(WORKING DATA):

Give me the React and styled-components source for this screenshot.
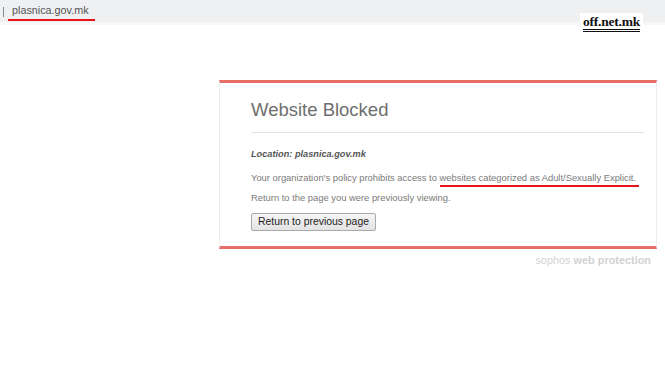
import React from "react";
import styled, { createGlobalStyle } from "styled-components";

const Global = createGlobalStyle`
  html, body { margin: 0; padding: 0; background: #fff; }
  body { font-family: "Liberation Sans", Arial, sans-serif; width: 665px; height: 380px; overflow: hidden; }
`;

const Page = styled.div`
  position: relative;
  width: 665px;
  height: 380px;
  background: #fff;
`;

const AddressBar = styled.div`
  height: 22px;
  background: #eff0f2;
  border-bottom: 3px solid #f7f7f8;
  display: flex;
  align-items: flex-start;
  padding-left: 3px;
`;

const Caret = styled.div`
  width: 1px;
  height: 10px;
  margin-top: 7px;
  background: #8a8a8a;
`;

const Url = styled.span`
  margin-left: 4px;
  margin-top: 4px;
  padding: 0 6px 2px 4px;
  font-size: 10.8px;
  line-height: 13px;
  color: #555;
  border-bottom: 2px solid #e8141a;
`;

const Watermark = styled.div`
  position: absolute;
  left: 580px;
  top: 13px;
  width: 63px;
  height: 20px;
  background: #fff;
  display: flex;
  justify-content: center;
  align-items: flex-start;
`;

const WatermarkText = styled.span`
  font-family: "Liberation Serif", "Times New Roman", serif;
  font-weight: 700;
  font-size: 13.5px;
  line-height: 14px;
  margin-top: 2px;
  color: #111;
  letter-spacing: -0.2px;
  border-bottom: 3px double #111;
`;

const Card = styled.div`
  margin: 55px 0 0 219px;
  width: 438px;
  border-top: 3px solid #e86e6a;
  border-bottom: 3px solid #e86e6a;
  border-left: 1px solid #ececec;
  border-right: 1px solid #ececec;
  padding: 16px 12px 15px 31px;
  box-sizing: border-box;
`;

const Title = styled.h1`
  margin: 0;
  font-size: 18.5px;
  line-height: 22px;
  font-weight: 400;
  color: #6e6e6e;
`;

const Divider = styled.hr`
  margin: 11px 0 0 0;
  border: 0;
  height: 1px;
  background: #e2e2e2;
`;

const Location = styled.p`
  margin: 15px 0 0 0;
  font-size: 9.2px;
  line-height: 12px;
  font-weight: 700;
  font-style: italic;
  color: #555;
`;

const Text = styled.p`
  margin: ${(p) => p.$top}px 0 0 0;
  font-size: 9.4px;
  line-height: 12px;
  color: #7a7a7a;
  white-space: nowrap;
`;

const Marked = styled.span`
  padding-bottom: 2px;
  padding-right: 3px;
  border-bottom: 2px solid #e8141a;
`;

const Button = styled.button`
  margin-top: 9px;
  height: 18px;
  width: 125px;
  padding: 0;
  font-family: "Liberation Sans", Arial, sans-serif;
  font-size: 10.4px;
  line-height: 16px;
  color: #222;
  background: linear-gradient(#f6f6f6, #e3e3e3);
  border: 1px solid #a9a9a9;
  border-radius: 2px;
  display: block;
`;

const Footer = styled.div`
  width: 651px;
  margin-top: 5px;
  text-align: right;
  font-size: 10.9px;
  line-height: 13px;
  color: #d2d2d2;
`;

const Bold = styled.b`
  font-weight: 700;
`;

export default function App() {
  return (
    <Page>
      <Global />
      <AddressBar>
        <Caret />
        <Url>plasnica.gov.mk</Url>
      </AddressBar>
      <Watermark>
        <WatermarkText>off.net.mk</WatermarkText>
      </Watermark>
      <Card>
        <Title>Website Blocked</Title>
        <Divider />
        <Location>Location: plasnica.gov.mk</Location>
        <Text $top={12}>
          Your organization's policy prohibits access to{" "}
          <Marked>websites categorized as Adult/Sexually Explicit.</Marked>
        </Text>
        <Text $top={8}>Return to the page you were previously viewing.</Text>
        <Button>Return to previous page</Button>
      </Card>
      <Footer>
        sophos <Bold>web protection</Bold>
      </Footer>
    </Page>
  );
}
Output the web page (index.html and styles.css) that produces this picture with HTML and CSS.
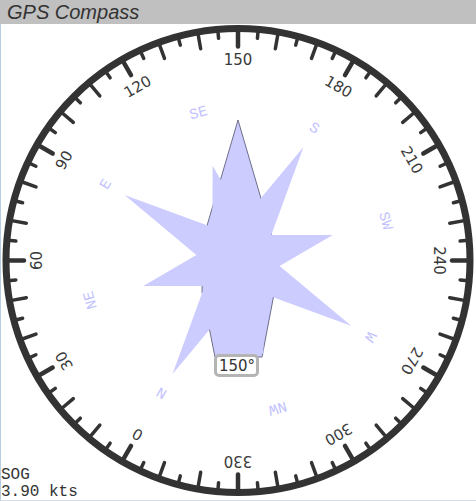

(TASK INSTRUCTIONS):
Transcribe the material exactly, and leave out whatever pictures it holds.

(TASK RESPONSE):
Give me the React and styled-components source for this screenshot.
import React from "react";
import styled, { createGlobalStyle } from "styled-components";

const Global = createGlobalStyle`
  html, body { margin: 0; padding: 0; background: #fff; }
  body { font-family: "Liberation Sans", Arial, sans-serif; width: 665px; height: 380px; overflow: hidden; }
`;

const Page = styled.div`
  position: relative;
  width: 665px;
  height: 380px;
  background: #fff;
`;

const AddressBar = styled.div`
  height: 22px;
  background: #eff0f2;
  border-bottom: 3px solid #f7f7f8;
  display: flex;
  align-items: flex-start;
  padding-left: 3px;
`;

const Caret = styled.div`
  width: 1px;
  height: 10px;
  margin-top: 7px;
  background: #8a8a8a;
`;

const Url = styled.span`
  margin-left: 4px;
  margin-top: 4px;
  padding: 0 6px 2px 4px;
  font-size: 10.8px;
  line-height: 13px;
  color: #555;
  border-bottom: 2px solid #e8141a;
`;

const Watermark = styled.div`
  position: absolute;
  left: 580px;
  top: 13px;
  width: 63px;
  height: 20px;
  background: #fff;
  display: flex;
  justify-content: center;
  align-items: flex-start;
`;

const WatermarkText = styled.span`
  font-family: "Liberation Serif", "Times New Roman", serif;
  font-weight: 700;
  font-size: 13.5px;
  line-height: 14px;
  margin-top: 2px;
  color: #111;
  letter-spacing: -0.2px;
  border-bottom: 3px double #111;
`;

const Card = styled.div`
  margin: 55px 0 0 219px;
  width: 438px;
  border-top: 3px solid #e86e6a;
  border-bottom: 3px solid #e86e6a;
  border-left: 1px solid #ececec;
  border-right: 1px solid #ececec;
  padding: 16px 12px 15px 31px;
  box-sizing: border-box;
`;

const Title = styled.h1`
  margin: 0;
  font-size: 18.5px;
  line-height: 22px;
  font-weight: 400;
  color: #6e6e6e;
`;

const Divider = styled.hr`
  margin: 11px 0 0 0;
  border: 0;
  height: 1px;
  background: #e2e2e2;
`;

const Location = styled.p`
  margin: 15px 0 0 0;
  font-size: 9.2px;
  line-height: 12px;
  font-weight: 700;
  font-style: italic;
  color: #555;
`;

const Text = styled.p`
  margin: ${(p) => p.$top}px 0 0 0;
  font-size: 9.4px;
  line-height: 12px;
  color: #7a7a7a;
  white-space: nowrap;
`;

const Marked = styled.span`
  padding-bottom: 2px;
  padding-right: 3px;
  border-bottom: 2px solid #e8141a;
`;

const Button = styled.button`
  margin-top: 9px;
  height: 18px;
  width: 125px;
  padding: 0;
  font-family: "Liberation Sans", Arial, sans-serif;
  font-size: 10.4px;
  line-height: 16px;
  color: #222;
  background: linear-gradient(#f6f6f6, #e3e3e3);
  border: 1px solid #a9a9a9;
  border-radius: 2px;
  display: block;
`;

const Footer = styled.div`
  width: 651px;
  margin-top: 5px;
  text-align: right;
  font-size: 10.9px;
  line-height: 13px;
  color: #d2d2d2;
`;

const Bold = styled.b`
  font-weight: 700;
`;

export default function App() {
  return (
    <Page>
      <Global />
      <AddressBar>
        <Caret />
        <Url>plasnica.gov.mk</Url>
      </AddressBar>
      <Watermark>
        <WatermarkText>off.net.mk</WatermarkText>
      </Watermark>
      <Card>
        <Title>Website Blocked</Title>
        <Divider />
        <Location>Location: plasnica.gov.mk</Location>
        <Text $top={12}>
          Your organization's policy prohibits access to{" "}
          <Marked>websites categorized as Adult/Sexually Explicit.</Marked>
        </Text>
        <Text $top={8}>Return to the page you were previously viewing.</Text>
        <Button>Return to previous page</Button>
      </Card>
      <Footer>
        sophos <Bold>web protection</Bold>
      </Footer>
    </Page>
  );
}
Output the web page (index.html and styles.css) that produces this picture with HTML and CSS.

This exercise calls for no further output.